The Power of Iconoclasm, and How to Keep It from Fading

Last month I attended Wendy Bellion’s lecture on “Representing Iconoclasm: Paint, Print, Performance” at the American Antiquarian Society. And I find that’s clarified my thinking about the current campaign to change the seal of the Harvard Law School and the name of the Isaac Royall Professorship there.

On 9 July 1776, New Yorkers listened to a formal reading of the Declaration of Independence, marched from the city common down to the Bowling Green, and pulled down a gilded lead statue of King George III. Most of that statue was melted down into musket balls, though a few pieces survive.

A few months later, the British army charged onto Manhattan, and the Crown held the city for the rest of the war. In the new republic, therefore, New York City didn’t have a lot of good stories to tell about its history during the Revolutionary War. The toppling of the king’s statue became one of the most important.

Bellion showed how that event was recreated in paintings, engravings, pageants, and parades from the early 1800s to the Bicentennial. In other words, the statue of King George was repeatedly reproduced so that it could be destroyed again.

That’s the power and nature of iconoclasm. Once an icon has been removed, broken, or defaced, it starts to lose power—but so does the act of removing it. With no visible reminder and only a fading memory of that icon, the choice to erase it becomes less visible and memorable as well. To recall the act of iconoclasm in the most affecting way, a society has to recreate the very icon it tore down.

What might that phenomenon tell us about the current controversies about slaveowners or their defenders being featured in places of honor on college campuses? The campaign at Harvard Law School is called Royall Must Fall, the very name evoking the images of a royal statue or emblem coming down.

The people campaigning to change those images or names acknowledge they’re symbolic, and that the change would be symbolic as well. But such change would send the right message about the institution’s values, a message that it is seeking to be more fair and inclusive than in the past.

However, just like pulling down New York’s statue of King George, changing a building name or removing a statue would send that message only once. That particular symbol would lose its power and fade from memory. The act of removal and repudiation would thus also fade, muting its significance and its message for new students.

As New Yorkers ritually recreated and then pulled down the king’s statue, they refreshed the memory of the city’s 1776 choice of republicanism over monarchy. In the same way, Bostonians refresh the memory of the hated East India Company tea of 1773 by bringing in new tea each year—this year from the East India Company, even—only to toss it again into the harbor.

So could university communities create a stronger message of inclusion not by removing problematic symbols permanently but by creating recurrent ways to reexamine and reject the behavior behind them?

TOMORROW: Institutions wrestling with that challenge.


Mike Fahey said...

An excellent, thought-provoking post.

rfuller said...

It does make one wonder.

For example, in the former East Germany, its citizens gleefully hauled down symbols of Marx, Engels and others when the Berlin Wall came down, since they saw them as symbols of a stultifying Stalinist regime.

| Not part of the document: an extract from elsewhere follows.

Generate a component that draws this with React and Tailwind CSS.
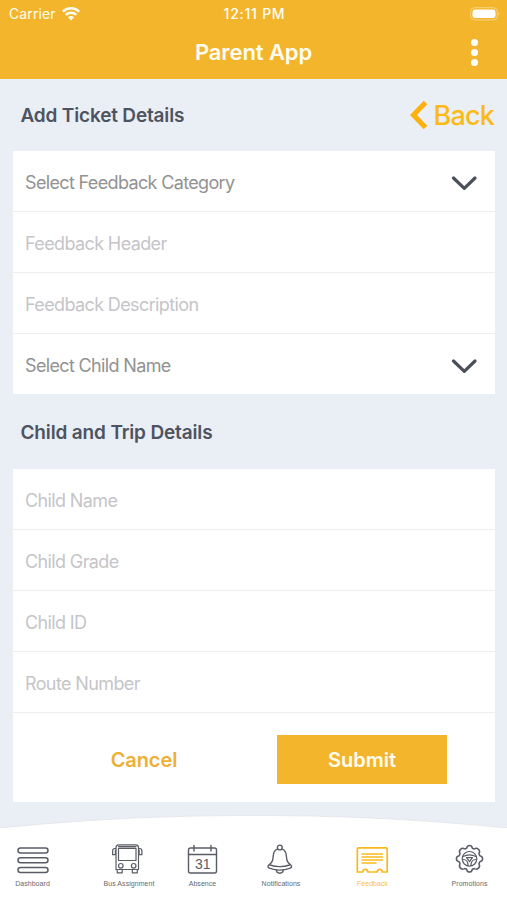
import React from "react";

function WifiIcon() {
  return (
    <svg className="ml-[6px] h-[14px] w-[18px]" viewBox="0 0 18 14" fill="none" stroke="#fffdf2" strokeWidth="2.5">
      <path d="M.9 4.6C5.4.2 12.6.2 17.1 4.6" />
      <path d="M3.7 7.9c2.9-2.8 7.7-2.8 10.6 0" />
      <path d="M6 10.2c1.7-1.6 4.3-1.6 6 0L9 13.5z" fill="#fffdf2" stroke="none" />
    </svg>
  );
}

function Chevron() {
  return (
    <svg className="mt-px h-[16px] w-[26px]" viewBox="0 0 26 16" fill="none" stroke="#4a4f5a" strokeWidth="3.2" strokeLinecap="round" strokeLinejoin="round">
      <path d="M2.5 3 13.3 13.3 24 3" />
    </svg>
  );
}

function Row({ label, select, last }) {
  return (
    <div className={`flex h-[61px] items-center justify-between pr-[18px] pl-[12px] ${last ? "pt-px" : "border-b border-[#eceef2] pt-[2px]"}`}>
      <span className={`text-[18px] ${select ? "tracking-[-0.65px] text-[#929292]" : "tracking-[-0.62px] text-[#c5c5c8]"}`}>{label}</span>
      {select && <Chevron />}
    </div>
  );
}

function Tab({ label, className, labelClass = "text-[#66696f]", children }) {
  return (
    <div className={`flex w-[60px] shrink-0 flex-col items-center ${className}`}>
      <svg className="h-[32px] w-[34px]" viewBox="0 0 34 32" fill="none" strokeWidth="1.2" stroke="#5a5d66" strokeLinecap="round" strokeLinejoin="round">
        {children}
      </svg>
      <span className={`mt-[3px] font-['Liberation_Sans',sans-serif] text-[7px] leading-[10px] tracking-[0.05px] whitespace-nowrap ${labelClass}`}>{label}</span>
    </div>
  );
}

export default function App() {
  return (
    <div className="flex h-[900px] w-[507px] flex-col overflow-hidden bg-[#eaeef5] font-['Inter',sans-serif]">
      <header className="h-[79px] shrink-0 bg-[#f3b52c] text-[#fffdf2]">
        <div className="grid h-[27px] grid-cols-3 items-center pr-[7px] pl-[9px]">
          <div className="flex items-center">
            <span className="text-[14px] tracking-[0.1px]">Carrier</span>
            <WifiIcon />
          </div>
          <span className="text-center text-[14px] font-medium tracking-[0.75px]">12:11 PM</span>
          <svg className="h-[14px] w-[30px] justify-self-end" viewBox="0 0 30 14">
            <rect x=".7" y=".7" width="26.6" height="12.2" rx="4" fill="none" stroke="#fff" strokeOpacity=".4" />
            <rect x="2.5" y="2.5" width="23" height="8.6" rx="2.4" fill="#fff" />
            <path d="M28.6 5q1.6 1.8 0 3.6z" fill="#fff" fillOpacity=".5" />
          </svg>
        </div>
        <div className="grid h-[50px] grid-cols-[1fr_auto_1fr] items-center pr-[29px] pl-[29px]">
          <span />
          <h1 className="text-[22px] font-semibold tracking-[-0.1px]">Parent App</h1>
          <div className="flex flex-col gap-[3px] justify-self-end">
            <i className="size-[7px] rounded-full bg-white" />
            <i className="size-[7px] rounded-full bg-white" />
            <i className="size-[7px] rounded-full bg-white" />
          </div>
        </div>
      </header>

      <div className="flex h-[72px] shrink-0 items-center justify-between pr-[13px] pl-[20.5px]">
        <h2 className="pt-[2px] text-[19px] font-semibold tracking-[-0.17px] text-[#4d535f]">Add Ticket Details</h2>
        <div className="flex items-center text-[#fbba16]">
          <svg className="mr-[5px] h-[30px] w-[19px]" viewBox="0 0 19 30" fill="none" stroke="#fdb10f" strokeWidth="5">
            <path d="M16.5 2.5 4.5 15l12 12.5" />
          </svg>
          <span className="pt-[2px] text-[27px] font-medium tracking-[-0.8px]">Back</span>
        </div>
      </div>

      <section className="mr-[12px] ml-[13px] h-[243px] shrink-0 bg-white">
        <Row label="Select Feedback Category" select />
        <Row label="Feedback Header" />
        <Row label="Feedback Description" />
        <Row label="Select Child Name" select last />
      </section>

      <div className="flex h-[75px] shrink-0 items-center pt-[3px] pl-[20.5px]">
        <h2 className="text-[19px] font-semibold tracking-[-0.15px] text-[#4d535f]">Child and Trip Details</h2>
      </div>

      <section className="mr-[12px] ml-[13px] h-[333px] shrink-0 bg-white">
        <Row label="Child Name" />
        <Row label="Child Grade" />
        <Row label="Child ID" />
        <Row label="Route Number" />
        <div className="flex h-[89px] items-center pt-[4px] pr-[48px] pl-[46px]">
          <button className="h-[49px] w-[170px] text-[20px] font-semibold tracking-[-0.1px] text-[#edb036]">Cancel</button>
          <button className="ml-auto h-[49px] w-[170px] bg-[#f3b52c] text-[20px] font-semibold text-[#fffdf2]">Submit</button>
        </div>
      </section>

      <svg className="mt-[11px] h-[16px] w-[507px] shrink-0" viewBox="0 0 507 16">
        <path d="M0 15C100 5 180 2.5 253 2.5S407 5 507 15v2H0z" fill="#fff" stroke="#e2e4e8" strokeWidth=".8" />
        <path d="M0 16h507v-1H0z" fill="#fff" />
      </svg>
      <nav className="flex flex-1 bg-white pt-[15px]">
        <Tab label="Dashboard" className="ml-[2.5px]">
          <g strokeWidth="1.5">
            <rect x="2" y="3.9" width="30" height="5" rx="2.5" />
            <rect x="2" y="13.7" width="30" height="5" rx="2.5" />
            <rect x="2" y="23.5" width="30" height="5" rx="2.5" />
          </g>
        </Tab>
        <Tab label="Bus Assignment" className="ml-[36.5px]">
          <path d="M4 25.5V3.5Q4 .8 7 .8h16.500q3 0 3 2.700v22z" />
          <path d="M6.500 2.600h17.500M6.500 4.400h17.500v12.100H6.500z" />
          <path d="M4 4.500H2.800Q.6 4.500.6 7v3.700h2.800V6M26.500 4.500h1.200q2.200 0 2.200 2.500v3.700h-2.800V6" />
          <path d="M5.200 25.500v3.300h5v-3.300M20.300 25.500v3.300h5v-3.300" />
          <circle cx="8.800" cy="21.800" r="2.300" />
          <circle cx="21.700" cy="21.800" r="2.300" />
        </Tab>
        <Tab label="Absence" className="ml-[13.500px]">
          <rect x="2.500" y="4" width="28" height="25" rx="2" strokeWidth="1.400" />
          <path d="M2.500 10.500h28M8 1.500v5.500M25 1.500v5.500" strokeWidth="1.400" />
          <text x="16.700" y="25" textAnchor="middle" fontSize="14" fill="#5a5d66" stroke="none" className="font-['Liberation_Sans',sans-serif]">31</text>
        </Tab>
        <Tab label="Notifications" className="ml-[18.500px]">
          <g strokeWidth="1.400">
            <circle cx="15.800" cy="3.500" r="2.400" />
            <path d="M13.400 5.200c-3 1-4 3.500-4.200 7-.2 5-1.500 6.500-4.400 8.800-1.300 1-.8 2.600.6 3.200 6.200 2.300 14.600 2.300 20.800 0 1.400-.6 1.900-2.200.6-3.200-2.900-2.300-4.200-3.800-4.400-8.800-.2-3.500-1.200-6-4.200-7" />
            <path d="M6 21c6 2 13.600 2 19.600 0M12.300 26c.5 4.300 6.500 4.300 7 0" />
          </g>
        </Tab>
        <Tab label="Feedback" className="ml-[31.500px]" labelClass="text-[#fbc335]">
          <g stroke="#f8b91f" strokeWidth="1.700">
            <path d="M3 3.900h27q1.200 0 1.200 1.200v22.900h-5c0-3.600-5-3.600-5 0h-9.400c0-3.600-5-3.600-5 0H1.300V5.200q0-1.300 1.700-1.300z" />
            <path d="M6 10h20.500M6 13h20.500M6 16h20.500M6 19h14" strokeWidth="1.500" />
          </g>
        </Tab>
        <Tab label="Promotions" className="ml-[37px]">
          <g transform="translate(0 .5)">
            <path strokeWidth="1.500" d="M13.700 3.700q.4-2.600 2.800-2.600t2.800 2.600l2 .8q2.200-1.500 4.200.4t.400 4.200l.9 2.100q2.800.4 2.800 3t-2.800 3.100l-.9 2.100q1.600 2.300-.400 4.200t-4.200.400l-2 .8q-.4 2.700-2.800 2.700t-2.800-2.700l-2-.8q-2.200 1.500-4.200-.400t-.400-4.200l-.9-2.100q-2.800-.5-2.800-3.100t2.800-3l.9-2.100q-1.600-2.300.400-4.200t4.200-.4z" />
            <circle cx="16.500" cy="14.300" r="7.300" />
            <path d="M10 12q6.500-3.200 13 0M10 15c3 0 5 2 5 6M23 15c-3 0-5 2-5 6M13.500 13.200h6L16.500 17.200z" />
          </g>
        </Tab>
      </nav>
    </div>
  );
}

However, after the bitter experience, at least for adults, of the wrenching economic and social effects of integration into the Federal Republic with its richer, often disdainful West German cousins, with its different institutions and philosophies, many East Germans became nostalgic for the symbols and names of their former land, even though they'd gladly left them on the ash-heap of history a few years before.

It hadn't been a happy era before the Wall came down, but at least they saw themselves as looked after and it was a shared experience. (Misery loves company?....)

Memory's a funny thing, esp. when emotions get involved. People forget the bad, and overemphasize the positive. As you say, they want to reinvent the very icon they had previously torn down.